Diese Wahl wird eine Volksabstimmung über den Euro und die EU.“ – Mit diesem Satz startete Geert Wilders, Spitzenkandidat der rechtspopulistischen „Partei für die Freiheit“ (PVV), in den niederländischen Wahlkampf. Er setzte damit eines der wichtigsten Themen der Parlamentswahl am 12. September.
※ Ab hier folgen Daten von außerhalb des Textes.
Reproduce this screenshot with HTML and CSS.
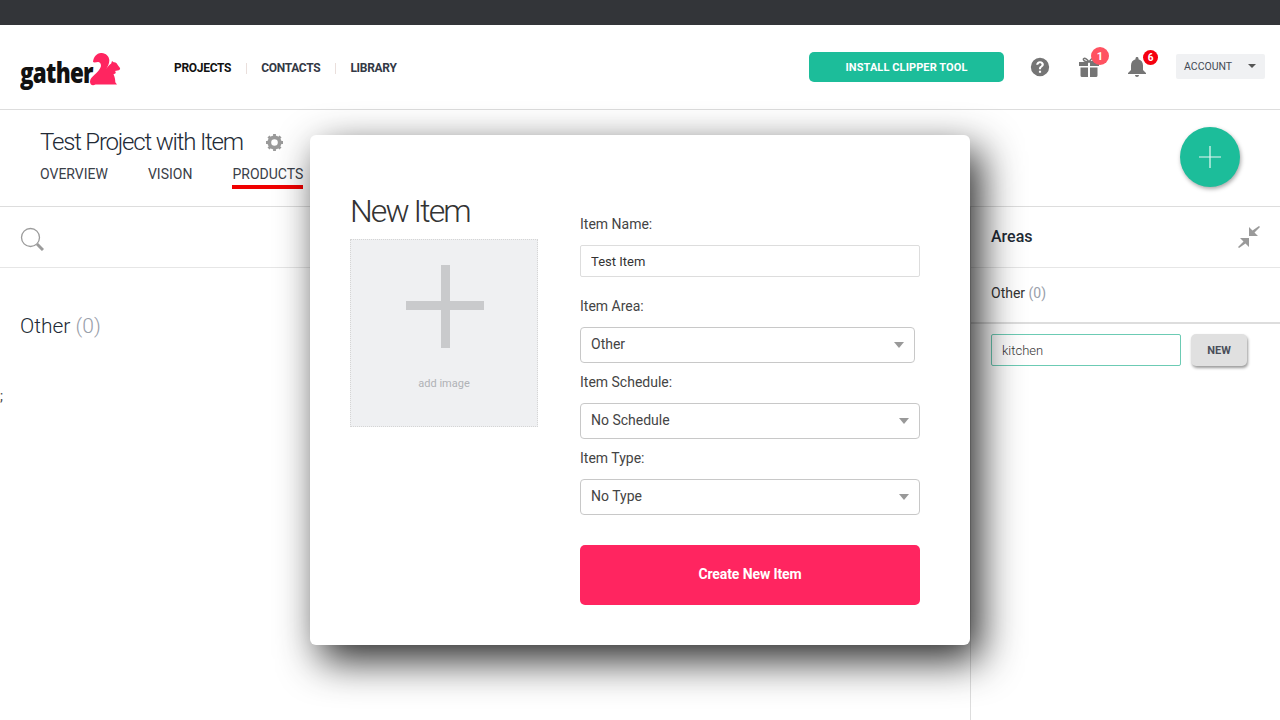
FILE: index.html
```html
<!DOCTYPE html>
<html lang="en">
<head>
    <meta charset="UTF-8">
    <title>Gather - New Item</title>
    <link rel="stylesheet" href="styles.css">
</head>
<body>

<div class="topbar"></div>

<header class="header">
    <a class="logo">
        <span class="logo-text">gather</span>
        <svg class="logo-mark" width="31" height="34" viewBox="0 0 31 34">
            <path fill="#ff2560" d="M3 9C3.500 4 6.500 .3 11 0c4.500-.2 8 3 8.300 7 .2 3.500-1.300 6-3.300 9.500 1.200-2.500 3-4.500 5.200-6l.8-2.500 1.700 1.300c2-.3 3.300 1 4 2.700l2.300 3c.3 1-.2 2-1.300 2.300l-3.700.7c.8.8 1 1.700.3 2.500l-1.800.8c1.300 2.500 1.800 5.500 1.800 7.900l1.700 2.300H5.500C2.200 33.500 0 31.500 0 28.500c0-2.500 2-4.500 4.500-6.800 2.500-2.300 5.500-5.200 6.300-8 .5-2-.3-4.200-2.300-4.700-2-.4-3.500 1.200-5.500 0z"/>
        </svg>
    </a>
    <nav class="main-nav">
        <a class="active">PROJECTS</a>
        <i></i>
        <a>CONTACTS</a>
        <i></i>
        <a>LIBRARY</a>
    </nav>
    <div class="header-right">
        <button class="install-btn">INSTALL CLIPPER TOOL</button>
        <svg class="help-icon" width="20" height="20" viewBox="0 0 24 24">
            <path fill="#757575" d="M12 1a11 11 0 1 0 0 22 11 11 0 0 0 0-22zm1.300 18h-2.600v-2.500h2.600V19zm2.700-8.200c-.5.800-1.300 1.300-1.900 1.800-.7.600-.9 1-.9 2.200h-2.500c0-2 .5-2.800 1.500-3.600.8-.6 1.700-1.100 1.700-2.200 0-.9-.7-1.600-1.800-1.600S10 8.200 9.900 9.400H7.400C7.500 6.800 9.400 5 12 5c2.700 0 4.600 1.600 4.600 4 0 .7-.2 1.300-.6 1.800z"/>
        </svg>
        <div class="icon-wrap gift">
            <svg width="20" height="20" viewBox="0 0 20 20">
                <path fill="none" stroke="#757575" stroke-width="1.500" d="M10 5C8 2 6 .8 4.800 1.600 3.500 2.500 5 5 10 5c5 0 6.500-2.500 5.200-3.400C14 .8 12 2 10 5z"/>
                <path fill="#757575" d="M0 5h9v4H0zM11 5h9v4h-9zM1.500 10.500H9V20H3a1.500 1.500 0 0 1-1.500-1.500zM11 10.500h7.500v8A1.500 1.500 0 0 1 17 20h-6z"/>
            </svg>
            <span class="badge badge-soft">1</span>
        </div>
        <div class="icon-wrap bell">
            <svg width="18" height="20" viewBox="0 0 18 20">
                <path fill="#757575" d="M9 0c1 0 1.500.7 1.500 1.500v.7C13.500 3 15 5.500 15 8.500V13l3 3v1H0v-1l3-3V8.500C3 5.500 4.500 3 7.500 2.200v-.7C7.500.7 8 0 9 0zM7 18h4c0 1.200-.9 2-2 2s-2-.8-2-2z"/>
            </svg>
            <span class="badge badge-red">6</span>
        </div>
        <div class="account">
            <span class="account-label">ACCOUNT</span>
            <span class="account-caret"></span>
        </div>
    </div>
</header>

<section class="project-head">
    <div class="project-title">
        <h1>Test Project with Item</h1>
        <svg width="17" height="17" viewBox="0 0 18 18">
            <circle cx="9" cy="9" r="5.500" fill="none" stroke="#9a9a9a" stroke-width="4"/>
            <path stroke="#9a9a9a" stroke-width="3" d="M9 0v18M0 9h18M2.600 2.600l12.800 12.800M15.400 2.600 2.600 15.400" stroke-dasharray="3 12"/>
        </svg>
    </div>
    <nav class="project-tabs">
        <a>OVERVIEW</a>
        <a>VISION</a>
        <a class="current">PRODUCTS</a>
    </nav>
    <button class="fab">
        <svg width="22" height="22" viewBox="0 0 22 22"><path stroke="#e8f8f4" stroke-width="1.200" d="M11 0v22M0 11h22"/></svg>
    </button>
</section>

<main class="content">
    <div class="products">
        <div class="search-row">
            <svg width="24" height="24" viewBox="0 0 24 24">
                <circle cx="10.500" cy="10.500" r="9" fill="none" stroke="#9b9b9b" stroke-width="1.300"/>
                <path stroke="#9b9b9b" stroke-width="3" d="M17 17l6 6"/>
            </svg>
        </div>
        <h3 class="group-title">Other <span>(0)</span></h3>
        <div class="stray">;</div>
    </div>
    <aside class="areas">
        <div class="areas-head">
            <strong>Areas</strong>
            <svg width="22" height="22" viewBox="0 0 22 22">
                <path fill="#9a9a9a" d="M21 0l1 1-5.500 5.500L20 10h-9V1l3.500 3.500zM1 22l-1-1 5.500-5.500L2 12h9v9l-3.500-3.500z"/>
            </svg>
        </div>
        <div class="areas-item">Other <span>(0)</span></div>
        <div class="areas-new">
            <input class="areas-input" type="text" value="kitchen">
            <button class="new-btn">NEW</button>
        </div>
    </aside>
</main>

<div class="modal">
    <div class="modal-left">
        <h2>New Item</h2>
        <div class="image-drop">
            <div class="plus"></div>
            <span>add image</span>
        </div>
    </div>
    <form class="modal-form">
        <label>Item Name:</label>
        <input class="field" type="text" value="Test Item">

        <label class="area-label">Item Area:</label>
        <div class="select short">Other</div>

        <label>Item Schedule:</label>
        <div class="select">No Schedule</div>

        <label>Item Type:</label>
        <div class="select">No Type</div>

        <button type="button" class="create-btn">Create New Item</button>
    </form>
</div>

</body>
</html>
```

FILE: styles.css
```css
* {
    box-sizing: border-box;
}
body {
    margin: 0;
    height: 720px;
    overflow: hidden;
    background-color: #fff;
    color: #333;
    font-family: Roboto, sans-serif;
    display: flex;
    flex-direction: column;
}
.topbar {
    height: 25px;
    background-color: #333539;
}

/* header */
.header {
    height: 85px;
    border-bottom: 1px solid #ddd;
    display: flex;
    align-items: center;
    padding: 0 15px 0 20px;
}
.logo {
    display: flex;
    align-items: flex-start;
    width: 154px;
    height: 40px;
}
.logo-text {
    font-family: "Open Sans", sans-serif;
    font-weight: 800;
    font-size: 28px;
    line-height: 40px;
    letter-spacing: -.9px;
    color: #111;
    margin-top: 5px;
    width: 70px;
    transform: scaleX(.8);
    transform-origin: left;
}
.logo-mark {
    margin-top: 6px;
}
.main-nav {
    display: flex;
    align-items: center;
    margin-top: 2px;
    font-size: 12px;
    font-weight: 700;
    letter-spacing: -.3px;
    color: #333945;
}
.main-nav .active {
    color: #111;
}
.main-nav i {
    width: 1px;
    height: 11px;
    margin: 0 14.500px;
    background-color: #eadfdc;
}
.header-right {
    margin-left: auto;
    display: flex;
    align-items: center;
}
.install-btn {
    width: 195px;
    height: 30px;
    margin-right: 26px;
    border: 0;
    border-radius: 5px;
    background-color: #1cbd9a;
    color: #fff;
    font-family: Roboto, sans-serif;
    font-size: 11px;
    font-weight: 700;
    letter-spacing: .1px;
}
.help-icon {
    margin-right: 29px;
}
.icon-wrap {
    position: relative;
    height: 20px;
}
.gift {
    margin-right: 29px;
}
.bell {
    margin-right: 30px;
}
.badge {
    position: absolute;
    display: flex;
    align-items: center;
    justify-content: center;
    border-radius: 50%;
    color: #fff;
    font-weight: 700;
}
.badge-soft {
    top: -10px;
    left: 12px;
    width: 18px;
    height: 18px;
    font-size: 11px;
    background-color: #ff5261;
}
.badge-red {
    top: -7px;
    left: 15px;
    width: 15px;
    height: 15px;
    font-size: 10px;
    background-color: #f5000f;
}
.account {
    width: 89px;
    height: 25px;
    margin-top: -2px;
    display: flex;
    align-items: center;
    background-color: #f0f1f3;
    border-radius: 2px;
    font-size: 10.500px;
    color: #444a55;
}
.account-label {
    width: 64px;
    padding-left: 8px;
}
.account-caret {
    margin-left: 8px;
    border: 4px solid transparent;
    border-top: 4px solid #555;
    border-bottom: 0;
}

/* project title and tabs */
.project-head {
    position: relative;
    height: 97px;
    border-bottom: 1px solid #ddd;
    padding: 16px 40px 0;
}
.project-title {
    display: flex;
    align-items: center;
    gap: 23px;
    height: 32px;
}
.project-title h1 {
    margin: 0;
    font-size: 24px;
    font-weight: 300;
    letter-spacing: -1.200px;
    color: #222a35;
}
.project-tabs {
    display: flex;
    gap: 40px;
    margin-top: 8px;
    font-size: 14px;
    color: #3a4048;
}
.project-tabs a {
    padding-bottom: 3px;
}
.project-tabs .current {
    border-bottom: 4px solid #f00000;
}
.fab {
    position: absolute;
    top: 17px;
    right: 40px;
    width: 60px;
    height: 60px;
    border: 0;
    border-radius: 50%;
    background-color: #1cbd9a;
    box-shadow: 1px 2px 4px rgba(0, 0, 0, .35);
    display: flex;
    align-items: center;
    justify-content: center;
}

/* page body */
.content {
    flex: 1;
    display: flex;
}
.products {
    flex: 1;
}
.search-row {
    height: 61px;
    border-bottom: 1px solid #e6e6e6;
    padding: 20px 20px 0;
}
.group-title {
    margin: 45px 20px 0;
    font-size: 21px;
    line-height: 27px;
    font-weight: 300;
    color: #222a35;
}
.group-title span {
    color: #9aa0aa;
}
.stray {
    margin-top: 48px;
    font-size: 14px;
    color: #444;
}
.areas {
    width: 310px;
    border-left: 1px solid #ddd;
}
.areas-head {
    height: 61px;
    border-bottom: 1px solid #e6e6e6;
    padding: 0 20px;
    display: flex;
    align-items: center;
    justify-content: space-between;
    font-size: 16px;
    color: #222a35;
}
.areas-head strong {
    font-weight: 500;
    margin-top: -1px;
}
.areas-item {
    height: 56px;
    border-bottom: 2px solid #ddd;
    padding: 17px 20px 0;
    font-size: 14px;
    color: #333;
}
.areas-item span {
    color: #9aa0aa;
}
.areas-new {
    display: flex;
    align-items: center;
    padding: 10px 20px;
    gap: 10px;
}
.areas-input {
    width: 190px;
    height: 32px;
    padding: 0 10px;
    border: 1px solid #6ccbb4;
    border-radius: 2px;
    font-family: Roboto, sans-serif;
    font-size: 13px;
    font-weight: 300;
    color: #333;
}
.new-btn {
    width: 56px;
    height: 32px;
    border: 0;
    border-radius: 5px;
    background-color: #e0e0e0;
    box-shadow: 1px 2px 3px rgba(0, 0, 0, .4);
    font-family: Roboto, sans-serif;
    font-size: 11px;
    font-weight: 700;
    color: #4a4f5a;
}

/* modal */
.modal {
    position: absolute;
    left: 310px;
    top: 135px;
    width: 660px;
    height: 510px;
    display: flex;
    padding: 0 50px 0 40px;
    background-color: #fff;
    border-radius: 6px;
    box-shadow: 10px 15px 40px rgba(0, 0, 0, .85);
}
.modal-left {
    width: 230px;
    padding-top: 56px;
}
.modal-left h2 {
    margin: 0 0 8px;
    font-size: 32px;
    line-height: 40px;
    font-weight: 300;
    letter-spacing: -1.900px;
    color: #333;
}
.image-drop {
    position: relative;
    width: 188px;
    height: 188px;
    background-color: #eff0f2;
    border: 1px dotted #d5d5d5;
    text-align: center;
}
.plus {
    position: absolute;
    left: 55px;
    top: 25px;
    width: 78px;
    height: 83px;
    background:
        linear-gradient(#c9cacc, #c9cacc) center / 9px 100% no-repeat,
        linear-gradient(#c9cacc, #c9cacc) center 36px / 100% 9px no-repeat;
}
.image-drop span {
    position: absolute;
    left: 0;
    right: 0;
    top: 137px;
    font-size: 11px;
    color: #b0b2b6;
}
.modal-form {
    width: 340px;
    padding-top: 79px;
    display: flex;
    flex-direction: column;
}
.modal-form label {
    font-size: 14px;
    line-height: 20px;
    color: #444;
}
.field {
    width: 100%;
    height: 32px;
    margin-top: 11px;
    padding: 0 10px;
    border: 1px solid #ddd;
    border-radius: 2px;
    font-family: Roboto, sans-serif;
    font-size: 13px;
    color: #333;
}
.area-label {
    margin-top: 19px;
}
.select {
    position: relative;
    height: 36px;
    margin: 11px 0 9px;
    padding-left: 10px;
    border: 1px solid #c8c8c8;
    border-radius: 4px;
    font-size: 14px;
    line-height: 33px;
    color: #444;
}
.select::after {
    content: "";
    position: absolute;
    right: 10px;
    top: 14px;
    border: 5.500px solid transparent;
    border-top: 6px solid #999;
    border-bottom: 0;
}
.short {
    width: 335px;
}
.create-btn {
    height: 60px;
    margin-top: 21px;
    padding-bottom: 3px;
    border: 0;
    border-radius: 5px;
    background-color: #ff2560;
    color: #fff;
    font-family: Roboto, sans-serif;
    font-size: 14px;
    font-weight: 700;
    letter-spacing: -.1px;
}
```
Wilders steht extrem rechts. Er will, dass die reichen Niederlande Eurozone und EU verlassen, den Gulden wieder einführen und „zur Schweiz Nordwesteuropas“ werden. Der Populist setzt auf die nationalistische Karte, tritt fast nur vor dem Hintergrund der blauweißroten Nationalflagge und mit oranger Krawatte auf. Sein an nationale Gefühle appellierender Stil erinnert an jenen der „Wahren Finnen“ in Finnland, ganz so, als wolle er sagen: „Wir von der PVV sind die wahren Niederländer.“

„Nur über meine Leiche“

In die gleiche Kerbe schlägt Emile Roemer, Chef der Sozialistischen Partei (SP). Er hat mit Wilders einiges gemein. Er ist Populist, aber ein linker. Er ist Anti-Europäer und will sich von Brüssel, sollte er Premier werden, „nichts mehr sagen lassen“. Die Einhaltung der Euro-Stabilitätskriterien sei „idiotisch“, sagte er. „Wenn ich mich nicht an die EU-Vorgaben halte, dass das Defizit nicht höher als drei Prozent der Wirtschaftsleistung sein darf, dann droht mir Brüssel mit Strafe. Aber wenn ich regiere und das Defizit höher ist als drei Prozent, werde ich diese lächerliche Strafe nicht zahlen, nur über meine Leiche.“

Einer Fiskalunion, wie sie etwa von Deutschland gefordert wird, will sich Roemer widersetzen. „Ich werde mich als Bremsklotz vor die Füße von EU-Ratspräsident Herman Van Rompuy legen, wenn ich Regierungschef bin.“

Ein Wahlsieg der Sozialisten hätte enorme Folgen auch für die EU. Denn unter einem Premier Roemer ist anzunehmen, dass die Niederlande der Stabilitätspolitik ade sagen. Deutschland, aber auch Österreich, Finnland und Luxemburg, verlören in der Eurozone einen wichtigen Partner bei Haushaltsstabilität und Fiskalunion.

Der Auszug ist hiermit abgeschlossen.